The energy complex is now trading with a sustained geopolitical risk premium that won't come out until either the conflict de-escalates (no signs of that) or Gulf infrastructure is verifiably secured (by whom, exactly?).
The Second-Order Problem
The thing nobody is talking about yet: insurance. War risk premiums for tankers transiting the Persian Gulf were already elevated from Houthi attacks in the Red Sea. Now that land-based terminals in supposedly neutral countries are getting hit? Lloyd's of London is about to make the Strait of Hormuz transit uninsurable at any reasonable cost.
When you can't insure the cargo, you can't ship the cargo. When you can't ship the cargo, the price isn't $118. The price is whatever the last desperate buyer is willing to pay.
So What?
$120+ oil is now the base case, not the bear case. Three weeks ago that would have sounded unhinged. Today it's arithmetic.
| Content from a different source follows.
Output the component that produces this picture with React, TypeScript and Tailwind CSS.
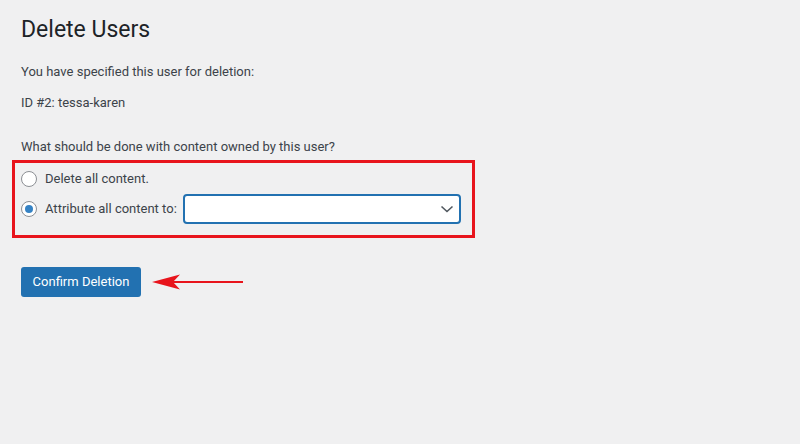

The Gulf safe haven premium is gone. Qatar, Saudi Arabia, UAE — their energy infrastructure is now a legitimate military target in a conflict they didn't start and can't control. The 50-year assumption that underpinned global energy security — that Gulf production facilities are untouchable — evaporated overnight in Ras Laffan.
If you're not positioned for sustained $120+ crude, you're not paying attention. If you think this de-escalates before it gets worse, explain the mechanism — because I can't see one. Trump is threatening to destroy the world's largest gas field. Iran is hitting neutral countries' terminals. Saudi Arabia is publicly questioning its alliance with America.
This isn't a crisis anymore. This is the new architecture. Price accordingly.